Yes, the prices will go up for US consumers. Fed Chair Jerome Powell has said there is a risk of inflation and economic slowdown because of the impact of tariffs. 

For steel and EV, higher costs are likely. The US doesn’t have enough capacity to absorb all demand without inflationary conditions. 

But, now there is a bigger risk. China is retaliating with its own tariffs. It has put tight export control on critical rare earth metals. The Chinese government has placed export control over seven critical minerals and associated products. These are used in the electronics, semiconductors, Li-ion batteries, aircraft engines, oil refining, missiles and radar systems. 

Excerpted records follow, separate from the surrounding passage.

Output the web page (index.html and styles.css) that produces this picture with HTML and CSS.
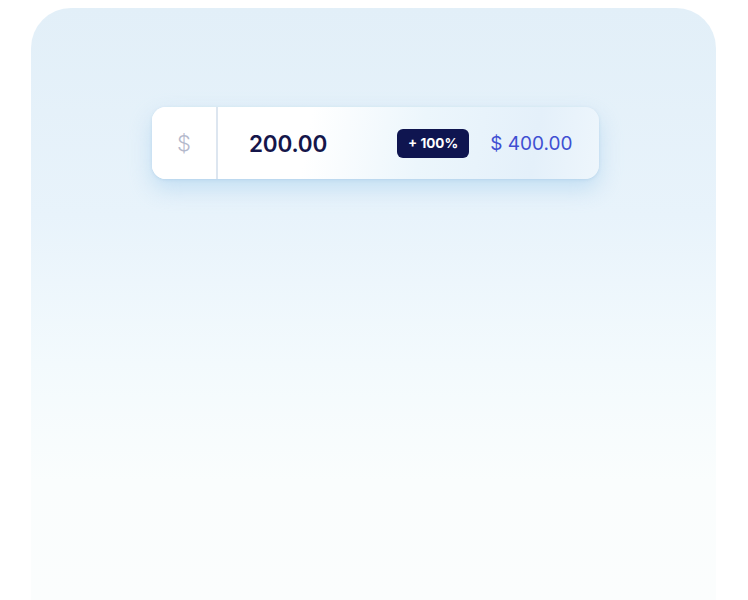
FILE: index.html
```html
<!DOCTYPE html>
<html>
<head>
<meta charset="utf-8">
<link rel="stylesheet" href="styles.css">
</head>
<body>
<div class="panel">
  <div class="field">
    <div class="cur">$</div>
    <div class="main">
      <span class="amount">200.00</span>
      <span class="badge">+ 100%</span>
      <span class="total">$ 400.00</span>
    </div>
  </div>
</div>
</body>
</html>
```
FILE: styles.css
```css
html, body {
  margin: 0;
  padding: 0;
  background: #ffffff;
  font-family: Inter, "Noto Sans", sans-serif;
}
.panel {
  margin: 8px 32px 0 31px;
  height: 592px;
  border-radius: 40px 40px 0 0;
  background: linear-gradient(180deg, #e2eff8 0%, #e8f3fb 35%, #f3fafd 60%, #fafdfd 80%, #fbfdfd 100%);
  padding-top: 99px;
  box-sizing: border-box;
}
.field {
  margin-left: 121px;
  width: 447px;
  height: 72px;
  border-radius: 14px;
  display: flex;
  background: linear-gradient(100deg, #ffffff 0%, #ffffff 35%, #ecf6fc 60%, #e4f0fa 85%, #eef6fc 100%);
  box-shadow: 0 10px 22px rgba(150, 200, 235, 0.45), 0 1px 3px rgba(170, 200, 225, 0.5);
  overflow: hidden;
}
.cur {
  width: 64px;
  border-right: 2px solid #dde6f0;
  display: flex;
  align-items: center;
  justify-content: center;
  font-size: 22px;
  font-weight: 300;
  color: #b4b9cc;
  background: #ffffff;
}
.main {
  flex: 1;
  display: flex;
  align-items: center;
  padding-left: 31px;
}
.amount {
  font-size: 22.5px;
  font-weight: 600;
  color: #15164a;
  letter-spacing: -0.2px;
}
.badge {
  margin-left: 70px;
  background: #0f1550;
  color: #ffffff;
  font-size: 13.5px;
  font-weight: 700;
  height: 29px;
  width: 72px;
  border-radius: 6px;
  display: flex;
  align-items: center;
  justify-content: center;
}
.total {
  margin-left: 21px;
  font-size: 19px;
  font-weight: 400;
  color: #3f4fd2;
}
```
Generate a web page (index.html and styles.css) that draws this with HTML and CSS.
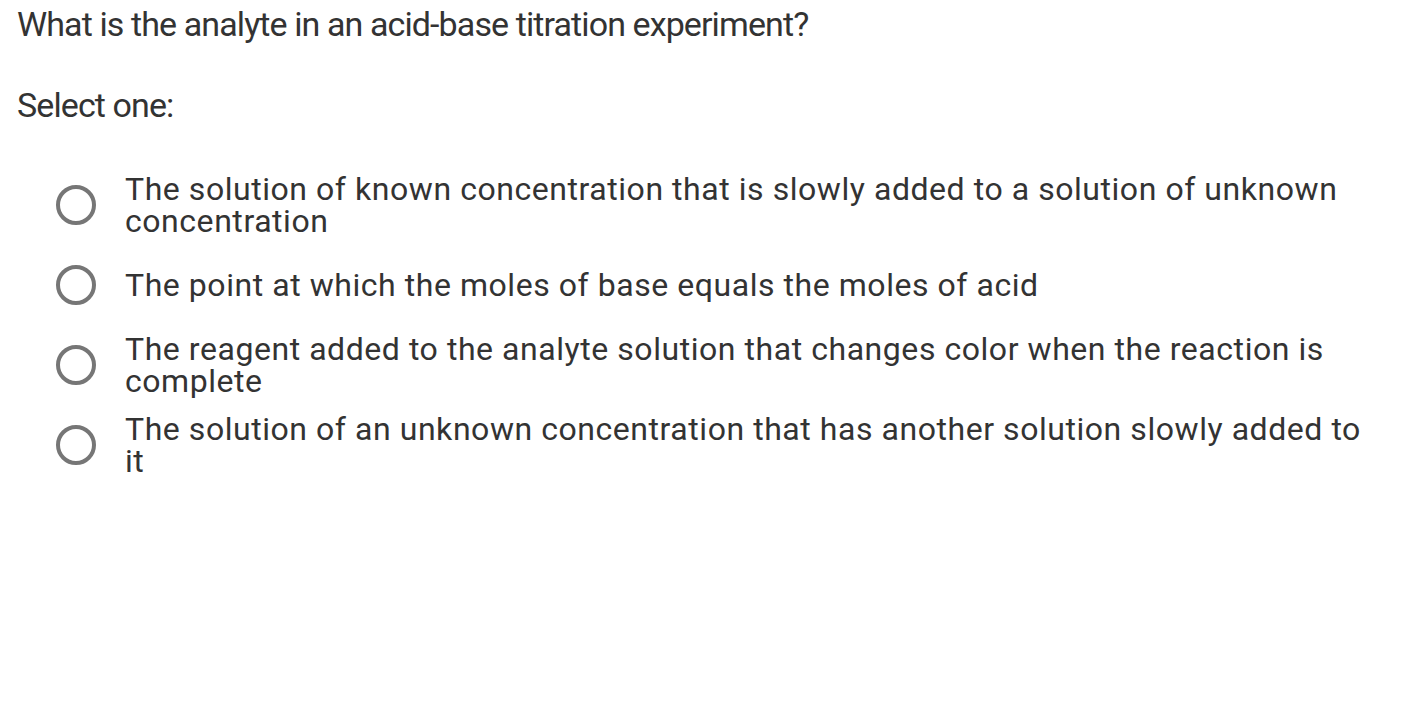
FILE: index.html
```html
<!DOCTYPE html>
<html>
<head>
<meta charset="utf-8">
<link rel="stylesheet" href="styles.css">
</head>
<body>
<div class="question">
  <p class="qtext">What is the analyte in an acid-base titration experiment?</p>
  <p class="prompt">Select one:</p>
  <div class="answers">
    <label class="option">
      <span class="radio"></span>
      <span class="label">The solution of known concentration that is slowly added to a solution of unknown concentration</span>
    </label>
    <label class="option">
      <span class="radio"></span>
      <span class="label">The point at which the moles of base equals the moles of acid</span>
    </label>
    <label class="option">
      <span class="radio"></span>
      <span class="label">The reagent added to the analyte solution that changes color when the reaction is complete</span>
    </label>
    <label class="option">
      <span class="radio"></span>
      <span class="label">The solution of an unknown concentration that has another solution slowly added to it</span>
    </label>
  </div>
</div>
</body>
</html>
```
FILE: styles.css
```css
html, body {
  margin: 0;
  padding: 0;
  background: #ffffff;
}
.question {
  padding: 4px 0 0 17px;
  font-family: Roboto, "Liberation Sans", sans-serif;
  color: #333333;
}
.qtext {
  margin: 0;
  font-size: 34px;
  line-height: 40px;
  letter-spacing: -0.9px;
}
.prompt {
  margin: 41px 0 0 0;
  font-size: 34px;
  line-height: 40px;
  letter-spacing: -0.9px;
}
.answers {
  margin-top: 48px;
  padding-left: 39px;
  display: flex;
  flex-direction: column;
  gap: 16px;
  width: 1319px;
}
.option {
  display: flex;
  align-items: center;
  min-height: 64px;
}
.radio {
  flex: none;
  width: 32px;
  height: 32px;
  border: 4px solid #767676;
  border-radius: 50%;
  margin-right: 29px;
}
.label {
  font-size: 32px;
  line-height: 32px;
  letter-spacing: 0.55px;
  color: #333333;
}
```
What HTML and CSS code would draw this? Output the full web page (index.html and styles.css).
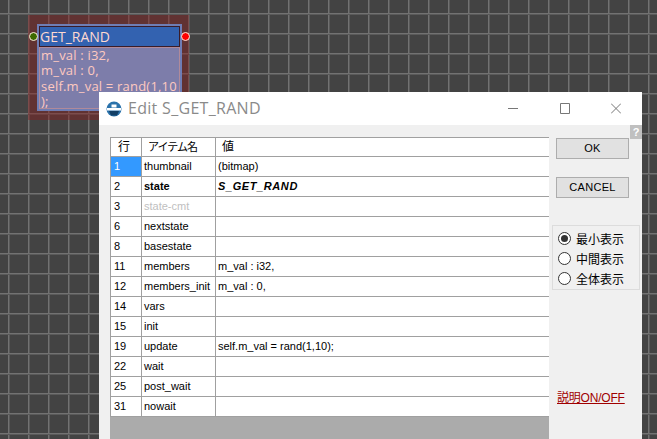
FILE: index.html

```html
<!DOCTYPE html>
<html lang="ja">
<head>
    <meta charset="UTF-8">
    <title>Edit S_GET_RAND</title>
    <link rel="stylesheet" href="styles.css">
</head>
<body>
    <div class="canvas">
        <div class="node">
            <div class="node-body">
                <div class="node-title">GET_RAND</div>
                <div class="node-text">m_val : i32,<br>m_val : 0,<br>self.m_val = rand(1,10<br>);</div>
            </div>
            <span class="pin pin-in"></span>
            <span class="pin pin-out"></span>
        </div>

        <div class="window">
            <div class="titlebar">
                <svg class="app-icon" width="16" height="16" viewBox="0 0 16 16">
                    <circle cx="8" cy="8" r="7.5" fill="#2a72ab"/>
                    <path d="M5.5 3.5h5v3h-5z" fill="#fff"/>
                    <path d="M1 7h14v2.5H1z" fill="#fff"/>
                    <path d="M3 10h10l-2 4.5H5z" fill="#123f66"/>
                </svg>
                <span class="title-text">Edit S_GET_RAND</span>
                <div class="win-buttons">
                    <svg width="10" height="11" viewBox="0 0 10 11"><path d="M0 5.5h10" stroke="#777" fill="none"/></svg>
                    <svg width="10" height="11" viewBox="0 0 10 11"><path d="M.5.5h9v10h-9z" stroke="#777" fill="none"/></svg>
                    <svg width="10" height="11" viewBox="0 0 10 11"><path d="M0 .5l10 10M10 .5L0 10.5" stroke="#777" fill="none"/></svg>
                </div>
            </div>
            <div class="content">
                <div class="table-area">
                    <table class="props">
                        <tr class="head"><td>行</td><td><span class="head-kana">アイテム名</span></td><td class="head-val">値</td></tr>
                        <tr><td class="selected">1</td><td>thumbnail</td><td>(bitmap)</td></tr>
                        <tr class="bold"><td class="plain">2</td><td>state</td><td><em>S_GET_RAND</em></td></tr>
                        <tr><td>3</td><td class="muted">state-cmt</td><td></td></tr>
                        <tr><td>6</td><td>nextstate</td><td></td></tr>
                        <tr><td>8</td><td>basestate</td><td></td></tr>
                        <tr><td>11</td><td>members</td><td>m_val : i32,</td></tr>
                        <tr><td>12</td><td>members_init</td><td>m_val : 0,</td></tr>
                        <tr><td>14</td><td>vars</td><td></td></tr>
                        <tr><td>15</td><td>init</td><td></td></tr>
                        <tr><td>19</td><td>update</td><td>self.m_val = rand(1,10);</td></tr>
                        <tr><td>22</td><td>wait</td><td></td></tr>
                        <tr><td>25</td><td>post_wait</td><td></td></tr>
                        <tr><td>31</td><td>nowait</td><td></td></tr>
                    </table>
                    <div class="table-empty"></div>
                </div>
                <div class="side">
                    <span class="help">?</span>
                    <button class="btn">OK</button>
                    <button class="btn">CANCEL</button>
                    <div class="group">
                        <label class="radio"><span class="dot on"></span>最小表示</label>
                        <label class="radio"><span class="dot"></span>中間表示</label>
                        <label class="radio"><span class="dot"></span>全体表示</label>
                    </div>
                    <a class="desc-link">説明ON/OFF</a>
                </div>
            </div>
        </div>
    </div>
</body>
</html>
```

FILE: styles.css

```css
html, body { margin: 0; padding: 0; height: 100%; overflow: hidden; }
body { font-family: "Liberation Sans", "Noto Sans CJK JP", sans-serif; }

.canvas {
    position: relative;
    width: 657px;
    height: 439px;
    overflow: hidden;
    background-color: #434343;
    background-image:
        linear-gradient(#727272 1px, #5a5a5a 1px, #5a5a5a 2px, transparent 2px),
        linear-gradient(90deg, #727272 1px, #5a5a5a 1px, #5a5a5a 2px, transparent 2px);
    background-size: 20px 20px;
    background-position: 8px 13px;
}

/* node */
.node {
    position: absolute;
    left: 28px;
    top: 15px;
    width: 161px;
    height: 105px;
    box-sizing: border-box;
    padding: 9px 7px 9px 9px;
    background: rgba(135, 30, 30, 0.45);
}
.node-body {
    height: 87px;
    box-sizing: border-box;
    border: 2px solid #6f7db4;
    background: #7d7daa;
    overflow: hidden;
}
.node-title {
    height: 21px;
    box-sizing: border-box;
    background: #3362b0;
    border: 1px solid #3a1c28;
    color: #ffd9d0;
    font: 14px/19px "Open Sans", sans-serif;
}
.node-text {
    height: 62px;
    box-sizing: border-box;
    border: 1px solid #b08a9a;
    color: #ffc9c0;
    font: 13px/15.3px "Open Sans", sans-serif;
    letter-spacing: 0.2px;
    padding-left: 1px;
    white-space: nowrap;
    overflow: hidden;
}
.pin {
    position: absolute;
    top: 17px;
    width: 9px;
    height: 9px;
    box-sizing: border-box;
    border: 1px solid #ffeedd;
    border-radius: 50%;
}
.pin-in { left: 1px; background: #3d6b00; }
.pin-out { right: -1px; background: #f00; }

/* window */
.window {
    position: absolute;
    left: 99px;
    top: 92px;
    width: 543px;
    height: 347px;
    background: #f0f0f0;
}
.titlebar {
    height: 33px;
    background: #fff;
    display: flex;
    align-items: center;
    padding-left: 7px;
}
.app-icon { margin-right: 6px; }
.title-text {
    font: 16px "Open Sans", sans-serif;
    letter-spacing: 0.3px;
    color: #8a8a8a;
    margin-top: -2px;
}
.win-buttons {
    margin-left: auto;
    display: flex;
    gap: 41.5px;
    padding-right: 21px;
}
.content { display: flex; height: 314px; }
.table-area {
    margin: 12px 0 0 11px;
    width: 439px;
    display: flex;
    flex-direction: column;
}
.props {
    border-collapse: collapse;
    width: 439px;
    table-layout: fixed;
    background: #fff;
    font-size: 11px;
    line-height: 14px;
    color: #000;
}
.props td {
    height: 20px;
    padding: 0 2px 1px;
    border: 1px solid #a0a0a0;
    border-right: 0;
    white-space: nowrap;
    box-sizing: border-box;
}
.props td:first-child { width: 31px; padding-left: 3px; }
.props td:nth-child(2) { width: 74px; }
.props .head td { height: 19px; font-size: 12px; }
.props .head td:first-child { padding-left: 7px; }
.head-kana { font-size: 11px; letter-spacing: -1px; margin-left: 4px; }
.props .head-val { padding-left: 6px; }
.props .selected { background: #3399ff; color: #fff; padding-left: 4px; }
.bold td { font-weight: bold; }
.bold em { letter-spacing: 0.6px; }
.bold .plain { font-weight: normal; }
.muted { color: #c0c0c0; }
.table-empty { flex: 1; background: #ababab; }

.side {
    position: relative;
    flex: 1;
    display: flex;
    flex-direction: column;
}
.help {
    position: absolute;
    right: 0;
    top: 0;
    width: 12px;
    height: 14px;
    background: #c0c0c0;
    color: #fff;
    font: bold 11px/14px "Liberation Sans", sans-serif;
    text-align: center;
}
.btn {
    width: 73px;
    height: 21px;
    margin: 13px 0 0 7px;
    padding: 0 0 2px;
    background: #e1e1e1;
    border: 1px solid #adadad;
    font-size: 11px;
    letter-spacing: 0.3px;
    color: #000;
}
.btn + .btn { margin-top: 18px; }
.group {
    margin: 27px 2px 0 3px;
    height: 65px;
    box-sizing: border-box;
    border: 1px solid #dcdcdc;
    padding: 2px 0 0 5px;
}
.radio {
    display: flex;
    align-items: center;
    height: 20px;
    font-size: 12px;
}
.dot {
    width: 13px;
    height: 13px;
    box-sizing: border-box;
    border: 1px solid #333;
    border-radius: 50%;
    background: #fff;
    margin-right: 5px;
    position: relative;
}
.dot.on::after {
    content: "";
    position: absolute;
    left: 2px;
    top: 2px;
    width: 7px;
    height: 7px;
    border-radius: 50%;
    background: #333;
}
.desc-link {
    margin: 98px 0 0 8px;
    font-size: 12px;
    letter-spacing: -0.2px;
    color: #a00000;
    text-decoration: underline;
}
```
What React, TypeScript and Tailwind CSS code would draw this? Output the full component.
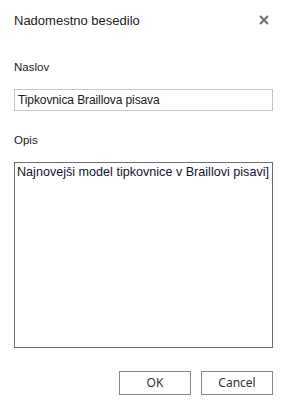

The inflationary impact will not be immediate or uniform, but it is highly likely as the situation evolves. It will have spill across multiple sectors and impact stock price, treasury yield, tech stocks, and bond market.

 

Conclusion

The 245% China tariff is a short escalation to the US China trade war and disruptive for global trade systems. Trump 2025 tariff success depends on primarily three things- How China retaliates, How fast can US adapt to new supply chains, and how the global market can absorb shocks. 

In this evolving situation and rising uncertainty in the world, trade is now being used as an economic tool for power games. But one thing is clear, the global economy is no longer operating under old rules and rewritten constantly with trade as leverage.